• What is being asked: Copy every line from the material below that holds "table".

• Record extracts:
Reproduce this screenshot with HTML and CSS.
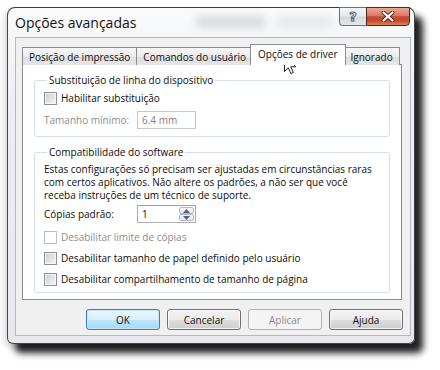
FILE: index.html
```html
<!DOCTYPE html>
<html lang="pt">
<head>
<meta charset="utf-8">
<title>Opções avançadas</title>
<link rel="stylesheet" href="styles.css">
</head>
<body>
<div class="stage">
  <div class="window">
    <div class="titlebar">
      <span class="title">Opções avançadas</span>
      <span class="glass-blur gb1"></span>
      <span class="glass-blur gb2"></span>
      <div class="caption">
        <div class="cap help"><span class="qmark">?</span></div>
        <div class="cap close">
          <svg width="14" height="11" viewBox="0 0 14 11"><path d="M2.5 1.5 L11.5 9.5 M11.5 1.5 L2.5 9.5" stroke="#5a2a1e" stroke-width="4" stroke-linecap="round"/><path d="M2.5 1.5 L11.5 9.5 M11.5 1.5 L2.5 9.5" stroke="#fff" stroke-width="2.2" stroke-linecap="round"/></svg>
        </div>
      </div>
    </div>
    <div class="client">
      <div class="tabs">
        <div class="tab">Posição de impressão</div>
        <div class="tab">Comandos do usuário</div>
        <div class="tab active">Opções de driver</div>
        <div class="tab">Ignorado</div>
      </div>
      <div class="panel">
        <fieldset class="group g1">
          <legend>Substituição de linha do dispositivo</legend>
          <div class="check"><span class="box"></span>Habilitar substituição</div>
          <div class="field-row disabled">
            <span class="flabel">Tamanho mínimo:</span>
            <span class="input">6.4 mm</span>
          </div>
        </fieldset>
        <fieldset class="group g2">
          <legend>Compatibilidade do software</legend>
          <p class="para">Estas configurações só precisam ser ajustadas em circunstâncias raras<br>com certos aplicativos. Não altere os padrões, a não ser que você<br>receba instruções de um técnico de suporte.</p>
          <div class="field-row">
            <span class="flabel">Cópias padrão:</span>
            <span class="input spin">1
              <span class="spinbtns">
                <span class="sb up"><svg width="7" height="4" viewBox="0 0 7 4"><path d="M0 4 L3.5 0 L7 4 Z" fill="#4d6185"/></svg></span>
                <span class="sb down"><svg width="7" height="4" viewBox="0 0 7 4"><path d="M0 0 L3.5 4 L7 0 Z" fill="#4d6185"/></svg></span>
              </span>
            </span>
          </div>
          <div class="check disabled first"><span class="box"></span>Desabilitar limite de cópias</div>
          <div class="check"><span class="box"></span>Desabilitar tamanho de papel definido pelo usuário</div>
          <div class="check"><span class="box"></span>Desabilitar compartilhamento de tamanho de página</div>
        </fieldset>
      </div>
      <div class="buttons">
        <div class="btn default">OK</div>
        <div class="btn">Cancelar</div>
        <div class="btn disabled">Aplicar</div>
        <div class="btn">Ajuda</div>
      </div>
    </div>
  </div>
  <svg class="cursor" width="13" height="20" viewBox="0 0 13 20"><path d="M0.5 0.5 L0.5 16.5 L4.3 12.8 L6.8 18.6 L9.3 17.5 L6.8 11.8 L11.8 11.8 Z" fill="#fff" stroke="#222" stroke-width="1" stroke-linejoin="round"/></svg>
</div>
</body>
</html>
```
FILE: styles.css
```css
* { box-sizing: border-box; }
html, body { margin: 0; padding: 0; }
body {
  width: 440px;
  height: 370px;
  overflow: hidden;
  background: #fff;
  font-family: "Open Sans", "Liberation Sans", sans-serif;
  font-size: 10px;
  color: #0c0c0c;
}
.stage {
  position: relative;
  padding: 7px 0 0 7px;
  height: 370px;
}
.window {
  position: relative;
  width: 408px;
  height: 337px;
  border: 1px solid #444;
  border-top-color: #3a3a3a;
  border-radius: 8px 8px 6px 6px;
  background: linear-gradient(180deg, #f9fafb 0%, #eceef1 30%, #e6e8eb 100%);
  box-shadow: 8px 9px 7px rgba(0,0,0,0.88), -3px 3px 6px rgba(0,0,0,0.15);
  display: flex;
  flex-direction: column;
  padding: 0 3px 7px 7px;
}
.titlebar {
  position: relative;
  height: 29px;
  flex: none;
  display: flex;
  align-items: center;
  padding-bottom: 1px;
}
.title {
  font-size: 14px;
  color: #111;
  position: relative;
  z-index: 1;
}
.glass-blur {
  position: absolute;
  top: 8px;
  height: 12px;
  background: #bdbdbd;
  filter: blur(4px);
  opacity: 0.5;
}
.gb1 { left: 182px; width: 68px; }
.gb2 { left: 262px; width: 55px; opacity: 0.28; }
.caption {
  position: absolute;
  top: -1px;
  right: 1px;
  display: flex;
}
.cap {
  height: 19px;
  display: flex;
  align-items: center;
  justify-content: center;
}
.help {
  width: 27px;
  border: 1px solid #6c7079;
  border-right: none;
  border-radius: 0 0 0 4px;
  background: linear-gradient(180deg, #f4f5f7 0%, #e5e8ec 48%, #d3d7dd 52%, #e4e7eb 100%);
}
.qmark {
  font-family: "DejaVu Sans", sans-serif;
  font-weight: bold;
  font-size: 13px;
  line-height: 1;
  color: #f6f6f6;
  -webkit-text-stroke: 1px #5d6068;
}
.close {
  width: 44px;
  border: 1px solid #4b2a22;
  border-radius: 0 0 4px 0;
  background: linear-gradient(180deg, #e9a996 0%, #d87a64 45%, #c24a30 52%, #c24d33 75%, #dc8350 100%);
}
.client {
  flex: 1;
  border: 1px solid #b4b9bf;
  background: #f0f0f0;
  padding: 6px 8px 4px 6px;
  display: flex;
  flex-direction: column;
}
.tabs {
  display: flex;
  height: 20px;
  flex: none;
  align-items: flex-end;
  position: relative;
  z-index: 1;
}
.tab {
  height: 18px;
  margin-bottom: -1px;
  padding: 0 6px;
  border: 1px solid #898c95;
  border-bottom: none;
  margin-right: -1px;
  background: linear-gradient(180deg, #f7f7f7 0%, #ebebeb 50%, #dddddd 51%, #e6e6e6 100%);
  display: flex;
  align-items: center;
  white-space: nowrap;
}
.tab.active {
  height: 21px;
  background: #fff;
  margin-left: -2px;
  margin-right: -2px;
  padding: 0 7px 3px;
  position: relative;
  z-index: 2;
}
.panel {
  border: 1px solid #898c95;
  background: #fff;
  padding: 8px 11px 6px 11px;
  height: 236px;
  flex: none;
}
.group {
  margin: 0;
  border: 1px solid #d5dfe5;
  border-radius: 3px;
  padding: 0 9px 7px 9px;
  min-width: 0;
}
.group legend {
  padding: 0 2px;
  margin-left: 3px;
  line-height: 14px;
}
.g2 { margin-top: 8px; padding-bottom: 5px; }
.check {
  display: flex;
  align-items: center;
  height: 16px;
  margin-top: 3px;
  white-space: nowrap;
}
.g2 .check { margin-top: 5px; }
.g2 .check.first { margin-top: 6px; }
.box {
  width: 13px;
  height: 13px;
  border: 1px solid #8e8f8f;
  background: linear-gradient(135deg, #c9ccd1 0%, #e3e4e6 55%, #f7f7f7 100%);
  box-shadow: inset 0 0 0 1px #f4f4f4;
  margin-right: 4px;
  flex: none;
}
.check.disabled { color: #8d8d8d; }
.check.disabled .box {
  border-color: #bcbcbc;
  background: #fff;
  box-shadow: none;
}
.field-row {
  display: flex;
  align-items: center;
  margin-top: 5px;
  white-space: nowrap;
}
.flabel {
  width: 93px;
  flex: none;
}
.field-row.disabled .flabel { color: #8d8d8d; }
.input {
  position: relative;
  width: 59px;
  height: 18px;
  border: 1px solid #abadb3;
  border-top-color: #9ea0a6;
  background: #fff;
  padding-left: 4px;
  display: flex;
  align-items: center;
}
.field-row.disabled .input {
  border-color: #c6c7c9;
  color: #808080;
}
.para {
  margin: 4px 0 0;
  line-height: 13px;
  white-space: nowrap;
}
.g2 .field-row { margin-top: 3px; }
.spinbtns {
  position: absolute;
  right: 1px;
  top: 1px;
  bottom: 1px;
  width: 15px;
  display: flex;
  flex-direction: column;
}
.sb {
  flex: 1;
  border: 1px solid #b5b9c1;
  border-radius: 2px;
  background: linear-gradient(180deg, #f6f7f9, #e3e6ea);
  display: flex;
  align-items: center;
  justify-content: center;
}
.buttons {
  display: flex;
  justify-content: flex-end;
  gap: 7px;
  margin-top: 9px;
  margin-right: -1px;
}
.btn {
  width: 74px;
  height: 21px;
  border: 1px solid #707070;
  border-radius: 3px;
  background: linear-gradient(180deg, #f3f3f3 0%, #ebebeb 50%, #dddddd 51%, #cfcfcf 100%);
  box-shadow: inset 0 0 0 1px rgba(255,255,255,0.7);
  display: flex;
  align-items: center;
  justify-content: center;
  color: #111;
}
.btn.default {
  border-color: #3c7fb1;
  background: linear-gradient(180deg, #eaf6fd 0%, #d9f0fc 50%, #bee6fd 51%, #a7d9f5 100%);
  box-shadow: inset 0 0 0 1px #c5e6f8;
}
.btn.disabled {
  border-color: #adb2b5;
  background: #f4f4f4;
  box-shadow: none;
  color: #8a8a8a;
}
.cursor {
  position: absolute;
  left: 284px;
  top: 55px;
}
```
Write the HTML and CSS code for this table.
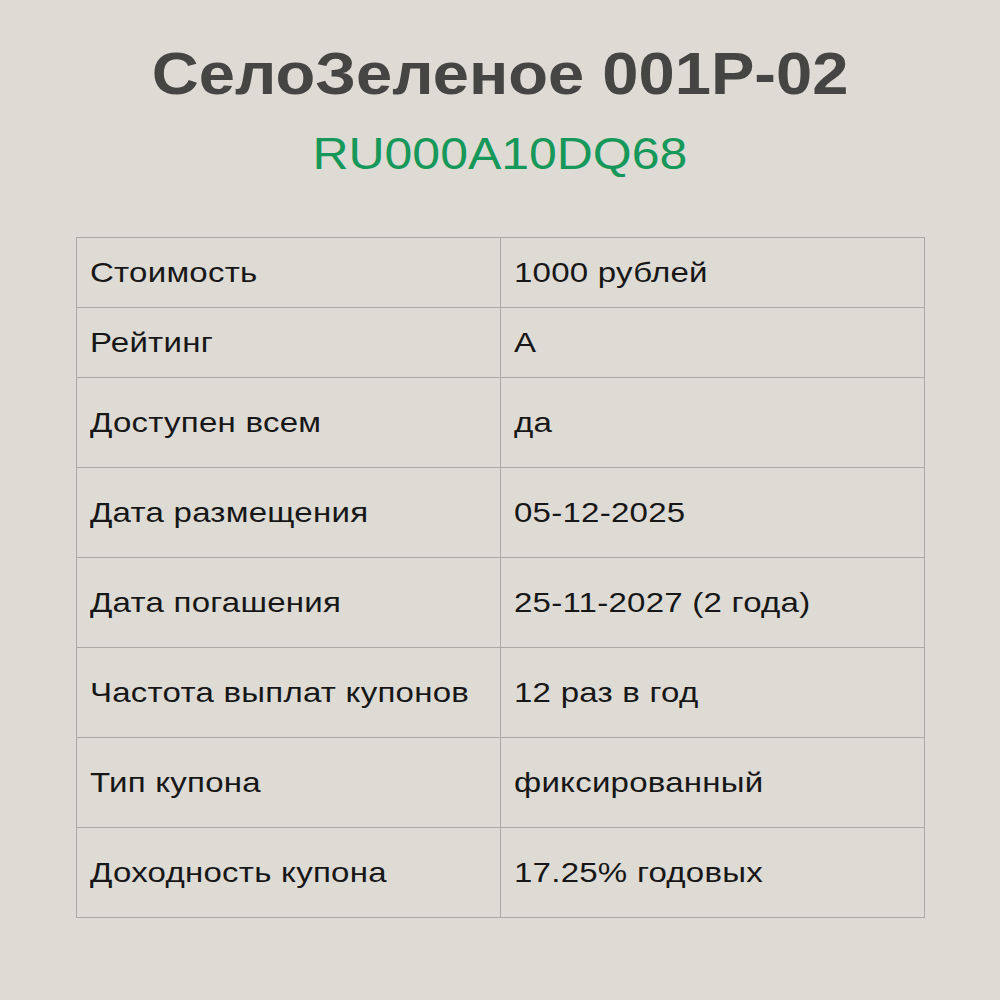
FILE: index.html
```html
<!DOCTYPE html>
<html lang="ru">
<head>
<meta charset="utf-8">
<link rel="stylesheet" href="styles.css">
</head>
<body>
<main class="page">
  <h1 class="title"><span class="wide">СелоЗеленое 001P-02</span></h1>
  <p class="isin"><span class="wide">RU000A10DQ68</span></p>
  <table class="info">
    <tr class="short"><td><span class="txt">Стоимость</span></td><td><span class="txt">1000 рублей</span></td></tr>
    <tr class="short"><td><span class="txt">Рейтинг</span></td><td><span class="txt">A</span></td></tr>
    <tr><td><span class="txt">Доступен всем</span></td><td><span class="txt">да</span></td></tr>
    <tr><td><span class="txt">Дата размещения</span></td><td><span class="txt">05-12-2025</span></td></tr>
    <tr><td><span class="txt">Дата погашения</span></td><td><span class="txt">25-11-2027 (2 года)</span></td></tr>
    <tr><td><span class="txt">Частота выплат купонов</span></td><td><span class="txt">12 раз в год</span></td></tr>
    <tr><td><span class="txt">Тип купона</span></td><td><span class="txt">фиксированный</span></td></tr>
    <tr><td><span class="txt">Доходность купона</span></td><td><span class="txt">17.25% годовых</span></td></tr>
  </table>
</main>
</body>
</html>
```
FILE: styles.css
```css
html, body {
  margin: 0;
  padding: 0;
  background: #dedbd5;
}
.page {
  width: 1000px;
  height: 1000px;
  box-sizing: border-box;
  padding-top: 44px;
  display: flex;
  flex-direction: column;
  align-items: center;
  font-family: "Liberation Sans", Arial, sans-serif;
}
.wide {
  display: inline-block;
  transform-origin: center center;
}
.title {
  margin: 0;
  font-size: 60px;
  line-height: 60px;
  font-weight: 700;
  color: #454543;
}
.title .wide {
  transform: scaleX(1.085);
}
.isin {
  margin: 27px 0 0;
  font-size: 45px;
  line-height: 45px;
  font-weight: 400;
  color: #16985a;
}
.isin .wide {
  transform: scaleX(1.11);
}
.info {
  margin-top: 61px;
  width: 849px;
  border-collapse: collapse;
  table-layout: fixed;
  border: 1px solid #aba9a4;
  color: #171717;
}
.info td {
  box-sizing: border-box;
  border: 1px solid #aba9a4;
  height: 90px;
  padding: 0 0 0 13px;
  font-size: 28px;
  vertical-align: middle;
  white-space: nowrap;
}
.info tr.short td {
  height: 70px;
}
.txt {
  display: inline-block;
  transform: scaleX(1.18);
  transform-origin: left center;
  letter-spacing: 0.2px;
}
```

• Output below:
Write the HTML and CSS code for this table.
  <table class="info">
  </table>
  table-layout: fixed;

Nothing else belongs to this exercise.